Memorandum by the Blackstone Society
The members of this Society would wish to express
their views to the Select Committee on the very important issues
raised by this Bill. Our recommendations fall under three heads:
the abolition of the office of Lord High Chancellor; the establishment
of a new Supreme Court; and the proposed Judicial Appointments
Commission.
ABOLITION OF
THE OFFICE
OF LORD
HIGH CHANCELLOR
We see no need for this alteration of the constitutional
position. The Lord Chancellor is in a unique position to maintain
the independence of the judiciary, since he has a seat in the
Cabinet.
One of our members wrote the following letter to
"The Times" which was published on 6 March:
"Sir, it makes a difference that a Lord
Chancellor was a judge with a seat in the Cabinet. He could uphold
the inedpendence of the judiciary in a way which the Lord Chief
Justice cannot, because the Chief Justice will have to represent
the judges through the Secretary of State for Constitutional Affairs.

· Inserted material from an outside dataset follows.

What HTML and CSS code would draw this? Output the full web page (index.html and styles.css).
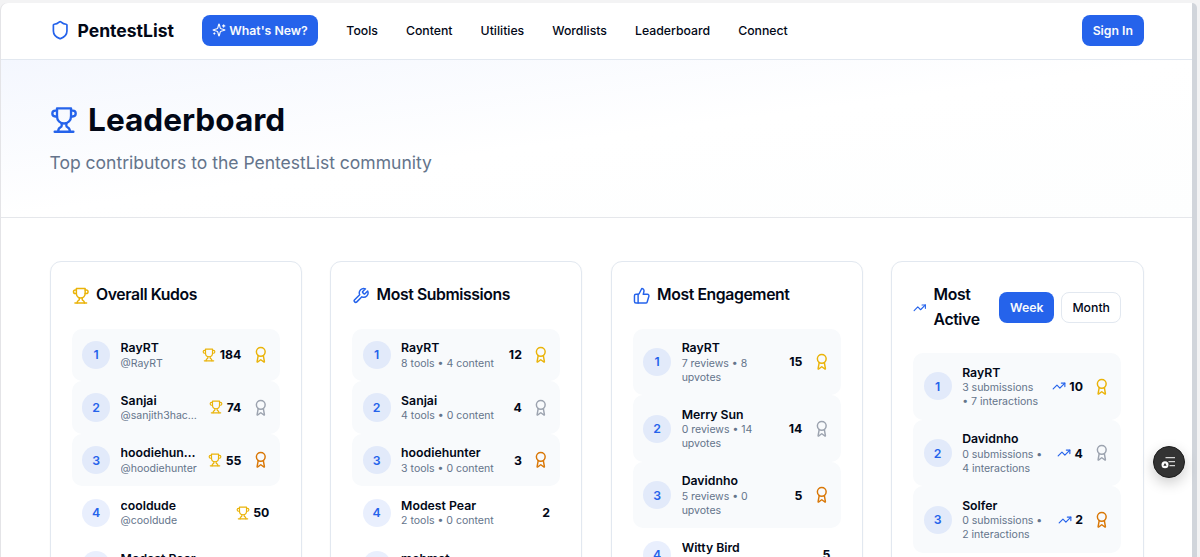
FILE: index.html
```html
<!DOCTYPE html>
<html lang="en">
<head>
    <meta charset="UTF-8">
    <meta name="viewport" content="width=device-width, initial-scale=1.0">
    <title>Leaderboard - PentestList</title>
    <link rel="stylesheet" href="styles.css">
</head>
<body>
    <svg class="sprite">
        <symbol id="shield" viewBox="0 0 24 24"><path d="M20 13c0 5-3.5 7.5-7.66 8.95a1 1 0 0 1-.67-.01C7.5 20.5 4 18 4 13V6a1 1 0 0 1 1-1c2 0 4.5-1.2 6.24-2.72a1.17 1.17 0 0 1 1.52 0C14.51 3.81 17 5 19 5a1 1 0 0 1 1 1z"/></symbol>
        <symbol id="sparkles" viewBox="0 0 24 24"><path d="M9.937 15.5A2 2 0 0 0 8.5 14.063l-6.135-1.582a.5.5 0 0 1 0-.962L8.5 9.936A2 2 0 0 0 9.937 8.5l1.582-6.135a.5.5 0 0 1 .963 0L14.063 8.5A2 2 0 0 0 15.5 9.937l6.135 1.581a.5.5 0 0 1 0 .964L15.5 14.063a2 2 0 0 0-1.437 1.437l-1.582 6.135a.5.5 0 0 1-.963 0z"/><path d="M20 3v4M22 5h-4M4 17v2M5 18H3"/></symbol>
        <symbol id="trophy" viewBox="0 0 24 24"><path d="M6 9H4.5a2.5 2.5 0 0 1 0-5H6"/><path d="M18 9h1.5a2.5 2.5 0 0 0 0-5H18"/><path d="M4 22h16"/><path d="M10 14.66V17c0 .55-.47.98-.97 1.21C7.85 18.75 7 20.24 7 22"/><path d="M14 14.66V17c0 .55.47.98.97 1.21C16.15 18.75 17 20.24 17 22"/><path d="M18 2H6v7a6 6 0 0 0 12 0V2Z"/></symbol>
        <symbol id="award" viewBox="0 0 24 24"><path d="m15.477 12.89 1.515 8.526a.5.5 0 0 1-.81.47l-3.58-2.687a1 1 0 0 0-1.197 0l-3.586 2.686a.5.5 0 0 1-.81-.469l1.514-8.526"/><circle cx="12" cy="8" r="6"/></symbol>
        <symbol id="wrench" viewBox="0 0 24 24"><path d="M14.7 6.3a1 1 0 0 0 0 1.4l1.6 1.6a1 1 0 0 0 1.4 0l3.77-3.77a6 6 0 0 1-7.94 7.94l-6.91 6.91a2.12 2.12 0 0 1-3-3l6.91-6.91a6 6 0 0 1 7.94-7.94l-3.76 3.76z"/></symbol>
        <symbol id="thumbs-up" viewBox="0 0 24 24"><path d="M7 10v12"/><path d="M15 5.88 14 10h5.83a2 2 0 0 1 1.92 2.56l-2.33 8A2 2 0 0 1 17.5 22H4a2 2 0 0 1-2-2v-8a2 2 0 0 1 2-2h2.76a2 2 0 0 0 1.79-1.11L12 2a3.13 3.13 0 0 1 3 3.88Z"/></symbol>
        <symbol id="trending" viewBox="0 0 24 24"><path d="M22 7l-8.500 8.500-5-5L2 17"/><path d="M16 7h6v6"/></symbol>
    </svg>

    <div class="page">
        <header class="header">
            <div class="container header-inner">
                <a class="logo"><svg class="icon"><use href="#shield"/></svg>PentestList</a>
                <nav class="nav">
                    <a class="btn btn-primary btn-new"><svg class="icon"><use href="#sparkles"/></svg>What's New?</a>
                    <a>Tools</a>
                    <a>Content</a>
                    <a>Utilities</a>
                    <a>Wordlists</a>
                    <a>Leaderboard</a>
                    <a>Connect</a>
                </nav>
                <button class="btn btn-primary">Sign In</button>
            </div>
        </header>

        <section class="hero">
            <div class="container">
                <h1><svg class="icon"><use href="#trophy"/></svg>Leaderboard</h1>
                <p>Top contributors to the PentestList community</p>
            </div>
        </section>

        <main class="container boards">
            <section class="card">
                <div class="card-header">
                    <h2><svg class="icon gold"><use href="#trophy"/></svg>Overall Kudos</h2>
                </div>
                <div class="row top">
                    <span class="rank">1</span>
                    <div class="user"><div class="name">RayRT</div><div class="meta">@RayRT</div></div>
                    <span class="score"><svg class="icon gold"><use href="#trophy"/></svg>184</span>
                    <svg class="icon medal gold"><use href="#award"/></svg>
                </div>
                <div class="row top">
                    <span class="rank">2</span>
                    <div class="user"><div class="name">Sanjai</div><div class="meta cut">@sanjith3hacker</div></div>
                    <span class="score"><svg class="icon gold"><use href="#trophy"/></svg>74</span>
                    <svg class="icon medal silver"><use href="#award"/></svg>
                </div>
                <div class="row top">
                    <span class="rank">3</span>
                    <div class="user"><div class="name">hoodiehunter</div><div class="meta cut">@hoodiehunter</div></div>
                    <span class="score"><svg class="icon gold"><use href="#trophy"/></svg>55</span>
                    <svg class="icon medal bronze"><use href="#award"/></svg>
                </div>
                <div class="row">
                    <span class="rank">4</span>
                    <div class="user"><div class="name">cooldude</div><div class="meta">@cooldude</div></div>
                    <span class="score"><svg class="icon gold"><use href="#trophy"/></svg>50</span>
                </div>
                <div class="row">
                    <span class="rank">5</span>
                    <div class="user"><div class="name">Modest Pear</div></div>
                </div>
            </section>

            <section class="card">
                <div class="card-header">
                    <h2><svg class="icon blue"><use href="#wrench"/></svg>Most Submissions</h2>
                </div>
                <div class="row top">
                    <span class="rank">1</span>
                    <div class="user"><div class="name">RayRT</div><div class="meta">8 tools • 4 content</div></div>
                    <span class="score">12</span>
                    <svg class="icon medal gold"><use href="#award"/></svg>
                </div>
                <div class="row top">
                    <span class="rank">2</span>
                    <div class="user"><div class="name">Sanjai</div><div class="meta">4 tools • 0 content</div></div>
                    <span class="score">4</span>
                    <svg class="icon medal silver"><use href="#award"/></svg>
                </div>
                <div class="row top">
                    <span class="rank">3</span>
                    <div class="user"><div class="name">hoodiehunter</div><div class="meta">3 tools • 0 content</div></div>
                    <span class="score">3</span>
                    <svg class="icon medal bronze"><use href="#award"/></svg>
                </div>
                <div class="row">
                    <span class="rank">4</span>
                    <div class="user"><div class="name">Modest Pear</div><div class="meta">2 tools • 0 content</div></div>
                    <span class="score">2</span>
                </div>
                <div class="row">
                    <span class="rank">5</span>
                    <div class="user"><div class="name">mehmet</div></div>
                </div>
            </section>

            <section class="card">
                <div class="card-header">
                    <h2><svg class="icon blue"><use href="#thumbs-up"/></svg>Most Engagement</h2>
                </div>
                <div class="row top">
                    <span class="rank">1</span>
                    <div class="user"><div class="name">RayRT</div><div class="meta">7 reviews • 8<br>upvotes</div></div>
                    <span class="score">15</span>
                    <svg class="icon medal gold"><use href="#award"/></svg>
                </div>
                <div class="row top">
                    <span class="rank">2</span>
                    <div class="user"><div class="name">Merry Sun</div><div class="meta">0 reviews • 14<br>upvotes</div></div>
                    <span class="score">14</span>
                    <svg class="icon medal silver"><use href="#award"/></svg>
                </div>
                <div class="row top">
                    <span class="rank">3</span>
                    <div class="user"><div class="name">Davidnho</div><div class="meta">5 reviews • 0<br>upvotes</div></div>
                    <span class="score">5</span>
                    <svg class="icon medal bronze"><use href="#award"/></svg>
                </div>
                <div class="row">
                    <span class="rank">4</span>
                    <div class="user"><div class="name">Witty Bird</div></div>
                    <span class="score">5</span>
                </div>
            </section>

            <section class="card">
                <div class="card-header">
                    <h2 class="narrow"><svg class="icon blue"><use href="#trending"/></svg>Most<br>Active</h2>
                    <div class="period">
                        <button class="btn btn-primary">Week</button>
                        <button class="btn btn-outline">Month</button>
                    </div>
                </div>
                <div class="row top">
                    <span class="rank">1</span>
                    <div class="user"><div class="name">RayRT</div><div class="meta">3 submissions<br>• 7 interactions</div></div>
                    <span class="score"><svg class="icon blue"><use href="#trending"/></svg>10</span>
                    <svg class="icon medal gold"><use href="#award"/></svg>
                </div>
                <div class="row top">
                    <span class="rank">2</span>
                    <div class="user"><div class="name">Davidnho</div><div class="meta">0 submissions •<br>4 interactions</div></div>
                    <span class="score"><svg class="icon blue"><use href="#trending"/></svg>4</span>
                    <svg class="icon medal silver"><use href="#award"/></svg>
                </div>
                <div class="row top">
                    <span class="rank">3</span>
                    <div class="user"><div class="name">Solfer</div><div class="meta">0 submissions •<br>2 interactions</div></div>
                    <span class="score"><svg class="icon blue"><use href="#trending"/></svg>2</span>
                    <svg class="icon medal bronze"><use href="#award"/></svg>
                </div>
            </section>
        </main>
    </div>

    <div class="fab">
        <svg viewBox="0 0 16 16">
            <path d="M4.500 3.700h9.500M7.500 7.700h6.500M8.500 11.700h5.500" stroke="#d4d4d4" stroke-width="1.200"/>
            <circle cx="4" cy="10.700" r="3.500" fill="#fff"/>
            <path d="M4 8.900l1.600 2.900H2.400z" fill="#222"/>
        </svg>
    </div>
</body>
</html>
```
FILE: styles.css
```css
* {
    box-sizing: border-box;
}
html {
    font-size: 14.03px;
}
body {
    margin: 0;
    height: 557px;
    overflow: hidden;
    background: #f3f3f4;
    padding: 3px 3px 0 1px;
    font-family: Inter, "Liberation Sans", sans-serif;
    color: #020817;
}
.sprite {
    display: none;
}
.icon {
    fill: none;
    stroke: currentColor;
    stroke-width: 2;
    stroke-linecap: round;
    stroke-linejoin: round;
    flex-shrink: 0;
    width: 1.25rem;
    height: 1.25rem;
}
.page {
    height: 554px;
    overflow: hidden;
    background: #fff;
    border-right: 5px solid #d1d5db;
    border-radius: 7px 5px 0 0;
    box-shadow: -1px 0 0 #e4e4e7;
}
.container {
    width: 1094px;
    margin: 0 auto;
}
.header {
    height: 57px;
    border-bottom: 1px solid #e2e8f0;
}
.header-inner {
    display: flex;
    align-items: center;
    height: 55px;
}
.logo {
    display: flex;
    align-items: center;
    gap: 0.55rem;
    font-size: 1.25rem;
    font-weight: 700;
}
.logo .icon {
    width: 1.45rem;
    height: 1.45rem;
    color: #2563eb;
}
.nav {
    display: flex;
    align-items: center;
    gap: 2rem;
    margin: 0 auto 0 2rem;
    font-size: 0.875rem;
    font-weight: 500;
}
.btn {
    display: flex;
    align-items: center;
    height: 2.25rem;
    padding: 0 0.75rem;
    border: 0;
    border-radius: 8px;
    font-family: inherit;
    font-size: 0.875rem;
    font-weight: 500;
}
.btn-primary {
    background: #2563eb;
    color: #f8fafc;
    font-weight: 600;
}
.btn-outline {
    background: #fff;
    border: 1px solid #e2e8f0;
    color: #020817;
}
.btn-new {
    gap: 0.2rem;
}
.btn-new .icon {
    width: 1rem;
    height: 1rem;
}
.hero {
    height: 158px;
    padding: 3rem 0;
    border-bottom: 1px solid #e5e7eb;
    background: linear-gradient(to bottom right, #f4f7fe, #fff 50%, #fdfefe);
}
.hero h1 {
    display: flex;
    align-items: center;
    gap: 0.75rem;
    margin: 0 0 1rem;
    font-size: 2.25rem;
    line-height: 2.5rem;
    font-weight: 700;
}
.hero h1 .icon {
    width: 2rem;
    height: 2rem;
    color: #2563eb;
}
.hero p {
    margin: 0;
    font-size: 1.25rem;
    line-height: 1.75rem;
    color: #64748b;
}
.boards {
    display: grid;
    grid-template-columns: repeat(4, minmax(0, 1fr));
    gap: 2rem;
    padding-top: 43px;
}
.card {
    height: 700px;
    padding: 1.5rem;
    border: 1px solid #e2e8f0;
    border-radius: 11px;
    box-shadow: 0 1px 2px rgba(0, 0, 0, 0.05);
}
.card-header {
    display: flex;
    justify-content: space-between;
    align-items: center;
    margin-bottom: 1.5rem;
}
.card h2 {
    display: flex;
    align-items: center;
    gap: 0.5rem;
    margin: 0;
    font-size: 1.125rem;
    line-height: 1.75rem;
    font-weight: 600;
    letter-spacing: -0.025em;
}
.card h2.narrow .icon {
    width: 13.5px;
}
.period {
    display: flex;
    gap: 0.5rem;
}
.row {
    display: flex;
    align-items: center;
    gap: 0.75rem;
    padding: 0.75rem;
    border-radius: 10px;
}
.top {
    background: #f8fafc;
}
.rank {
    display: flex;
    align-items: center;
    justify-content: center;
    flex-shrink: 0;
    width: 2rem;
    height: 2rem;
    border-radius: 50%;
    background: rgba(37, 99, 235, 0.1);
    color: #2563eb;
    font-size: 0.875rem;
    font-weight: 600;
}
.user {
    flex: 1;
    min-width: 0;
    min-height: 2.25rem;
}
.name {
    overflow: hidden;
    text-overflow: ellipsis;
    white-space: nowrap;
    font-size: 0.875rem;
    line-height: 1.25rem;
    font-weight: 600;
}
.meta {
    font-size: 0.75rem;
    line-height: 1rem;
    color: #64748b;
}
.cut {
    overflow: hidden;
    text-overflow: ellipsis;
    white-space: nowrap;
}
.score {
    display: flex;
    align-items: center;
    gap: 0.25rem;
    font-size: 0.875rem;
    font-weight: 700;
}
.score .icon {
    width: 1rem;
    height: 1rem;
}
.gold {
    color: #eab308;
}
.silver {
    color: #9ca3af;
}
.bronze {
    color: #d97706;
}
.blue {
    color: #2563eb;
}
.fab {
    position: fixed;
    left: 1153px;
    top: 446px;
    display: flex;
    align-items: center;
    justify-content: center;
    width: 32px;
    height: 32px;
    border: 1px solid #1c1c1c;
    border-radius: 50%;
    background: #333;
    box-shadow: 0 5px 14px rgba(0, 0, 0, 0.2);
}
.fab svg {
    width: 16px;
    height: 16px;
}
```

This latter officer may well not be a lawyer in the future.
Schedule 1 of the Constitutional Reform Bill,
however, will empower the Secretary of State, among other things,
to determine pay, pensions and terms and conditions of the judiciary
and the overall number of judges and the distribution of business
between different levels of courts.
So much for independence. It all sounds like
the conversion of our judiciary into civil servants as they are
in continental Europe. This is exactly what we do not need, if
our common law powers of checking the executive are to survive."
We support the views expressed in that letter
and would commend them to the Committee. It may be thought necessary,
in the case of the Lord Chancellor, to require him not to sit
in judgment with the Law Lords in cases brought before the highest
court in the land, while retaining his titles as Head of the Judiciary,
Speaker of the House of Lords and Member of the Cabinet.
A NEW SUPREME
COURTThere is no need for this.
The House of Lords Appellate Committee is most highly regarded
throughout the world and should continue in its present form.
This means that the Law Lords would continue to sit in the Lords'
House and make their wisdom available in debates. If the Bishops
retain their seats then so should the senior Judges. Janet Morgan
in her book on "The House of Lords and the Labour Government
1964-70" makes the point that ". . . the fact that many
Law Lords have presided over Royal Commissions, Tribunals and
Courts of Inquiry and other official investigations gives them
added authority in debate. The rest of the House respects the
Law Lords' strong convention of political neutrality, both for
its own sake and for the implication that it preserves some mysterious
essence of non-partisanship that pervades the Lords as a whole".
The White Paper on reform, Cmnd 3799, of 1968-69, expressly stated:
"There should be a place in the reformed House for Law Lords
and Bishops". The "strong convention of political neutrality"
mentioned above should put to rest accusations of breach of separation
of powers.
Added to the above is the expense of setting
up a separate Supreme Court, estimated as being between £6
million and £32 million. Other such estimates, as for the
Scottish Parliament, show how inaccurate they can be.
JUDICIAL APPOINTMENTS
COMMISSION
The present method of selection of Judges has
worked very well, over a long period of time, as evidenced by
the high quality of judgment in the courts. But there is a strong
public opinion that it is time for "transparency" in
the selection of Judges, and also a feeling that appointments
are not compatible with ethnic and gender sentiments. Our position
is that the only criterion for appontment should be merit, based
on service in the courts. However, we have no objection to the
system of selection envisaged by the Bill, although we are of
the opinion that the 15 Commissioners who will comprise the Judicial
Appointments Commission should be selected by a Parliamentary
Committee and not on a recommendation to The Queen by the Minister.
This will ensure that those who have a duty to select the best
people to serve as Judges are not those most favoured by the government
in power.
We express the wish that Your Lordships may
reach a conclusion on this Bill which reflects the power and rationality
of Your Lordships' debate on 8 March 2004.